Дорога издалека. Книга 1 (Хидыров) - страница 28

— Умер…

Кончился срок, отмеренный аллахом для земного пути нашего дедушки.

На его похороны собралось немного людей. Это и понятно: чужеземец, пришлый. Горше всех было мне: ведь только мне одному дед рассказал про свою жизнь и, еще много-много интересного и поучительного. А сколько еще не успел рассказать…

Беда пришла в нашу семью и уходить не торопилась… Только деда схоронили — занемог отец.

Засеяли пашу землю, отец дни и ночи проводил на полях Эсен-бая. Видать, надорвался. День пролежал, в горячке, потом поднялся. А там подоспела жатва. На своей земле отец успел собрать все до колоска, а уж к Эсен-баю — сил не осталось. Как-то пришел он еще до захода солнца, бледный, шатается, матери говорит:

— Завари-ка чая покрепче да постель разбери. Ломит все кости…

Мать живо сделала все, что нужно. Отец залпом выпил две пиалы горячего чая, но озноб только усилился, подбородок у него дрожал. Всю ночь не мог успокоиться, забыться сном. Громко стонал, ворочался с боку, на бок.

С утра мать побежала, позвала самого ученого муллу в нашем ауле по имени Латиф-ахун. Тот пришел к вечеру и честно, чуть ли не до рассвета, читал молитвы над изголовьем больного. Не помогло. Отпустили домой ахуна, щедро оплатив его услугу.

Так продолжалось четыре дня подряд: отец то впадал в неглубокое забытье, то метался, громко стонал; его мучил жар. На пятый день он пришел в себя, бледный и слабый, поднялся над постелью, велел позвать детей. Когда я подошел, отец положил слабую, невесомую ладонь мне на темя. Погладил. Видно было: ему хочется что-то сказать, а сил не хватает.

— Сынок… — выговорил он с трудом, — Нобат-джан… Похоже, не подняться мне больше. Ты молодой, должен быть стойким. Тяжело тебе придется, верно… Я не жалею, что пришло время расстаться с этим миром. Слушай последний мой завет: выбирай себе друзей достойных, а людей дурных избегай. Врагов своих умей отличать от друзей. О добром слава добрая, о дурном… Зла никому не делай…

Отец шевельнул рукой, казалось, хотел еще что-то сказать. Захрипел… У меня слезами застилало глаза. Кто-то схватил меня за руку, вытащил во двор.

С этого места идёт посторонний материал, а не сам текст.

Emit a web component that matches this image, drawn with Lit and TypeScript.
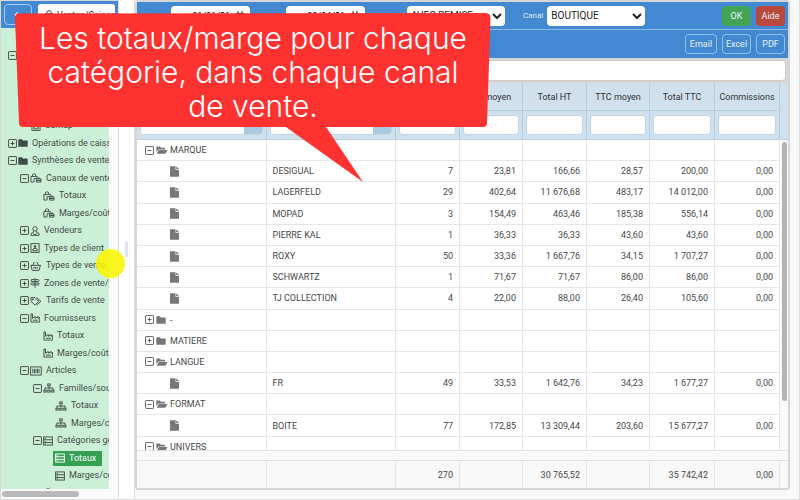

После этого мне запомнилось: мать стоит около нашей кибитки, слезы льются у нее по щекам, и она только тискает концы головного платка. «Беда… Умер кормилец:..» — переговаривались люди вокруг. Я горько плакал.

Мне уже потом рассказали, как все произошло в тот день. Оказывается, отец заболел тифом; в то лето многие в нашем ауле умерли от этой болезни, которую тогда лечить не умели.

Весть о кончине моего отца в полчаса облетела весь аул. К нашему двору потянулись люди — кто просто соболезновал, а кто еще и приносил потребное для похоронного обряда. Собралось очень много женщин, они опустились на корточки и принялись плакать, вопить, причитать на разные голоса. Кто-то разжег огонь под казаном, закипела вода. Мужчины, сверстники покойного, скроили саван, сколотили табут — погребальные носилки.